La mise en scène évolue et s'enrichit des propositions spontanées de chacun avec un souci d'être soi, et de s'inscrire dans un mouvement général. Allers-retours réguliers entre la mise en scène, le chef d'orchestre et l'ensemble de tous les interprètes (Solistes, chœur, orchestre). Des points de vue contrastés, des contraintes spécifiques vont devoir s'assembler pour donner une unité générale tant musicale que théâtrale.

Au sein de ce bain musical intense, des oasis de sérénité apparaissent : Philippe Pierlot, chef et violiste renommé nous régalant tous d'un touché sensible sur la viole de gambe pour accompagner le contre-ténor solo ; une répétition à « l'italienne » c'est-à-dire purement musicale qui offre à chaque choriste la confiance dans sa partie, « oui je connais la partition et me régale en voix mélangées »… il n'y a donc que la mise en espace à surmonter !

                      

 

Cet Everest musical s'est adouci et l'ascension de ces pentes abruptes qui semblait difficile a progressivement laissé place à la douceur de collines connues et réconfortantes.
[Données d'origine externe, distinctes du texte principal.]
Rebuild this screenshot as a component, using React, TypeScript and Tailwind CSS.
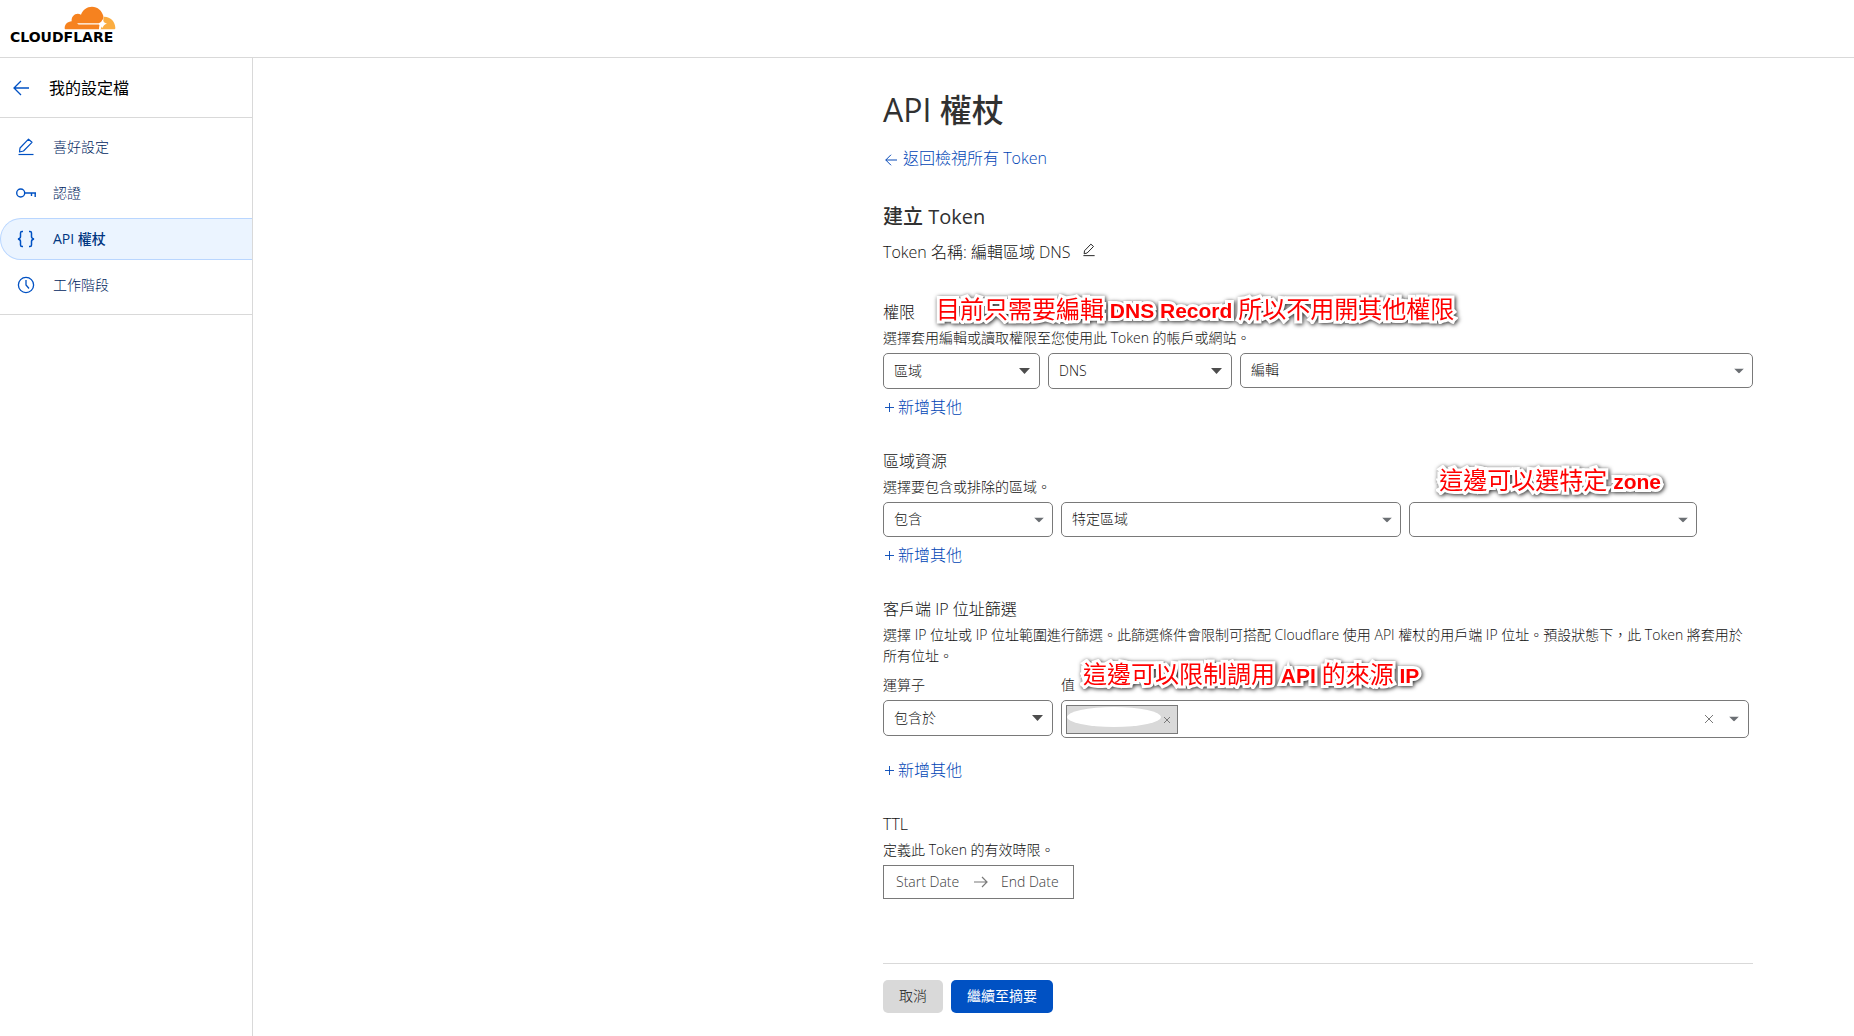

Réjouissance des cœurs et des âmes, la confiance témoignée et impulsée par Till Aly, notre chef de chœur nous a tous gagné. Philippe Pierlot, son calme et son sourire derrière le masque y a contribué également.

Quant à Lucia Astigarraga, qui a repris la mise en scène initiale de Calixto Bieito, elle a su trouver les mots et les encouragements pour que cette Passion soit à la hauteur du message qu'elle délivre.

Dans ce kaléidoscope, quelques images peuvent accrocher notre regard…

Les pauses-sandwich avec vue imprenable sur la tour Saint-Jacques et Notre-Dame, l'essayage des costumes, le visage de la soprano maculé de sang, les mains dans la terre pour être répandue sur le sol, une guinde qui lie et relie, une foule en meute qui ondule, le gel régulièrement dispensé pour raison sanitaire… Et pour finir, un véritable rapace sur la main de l'Évangéliste, figurant ainsi l'aigle de Saint-Jean.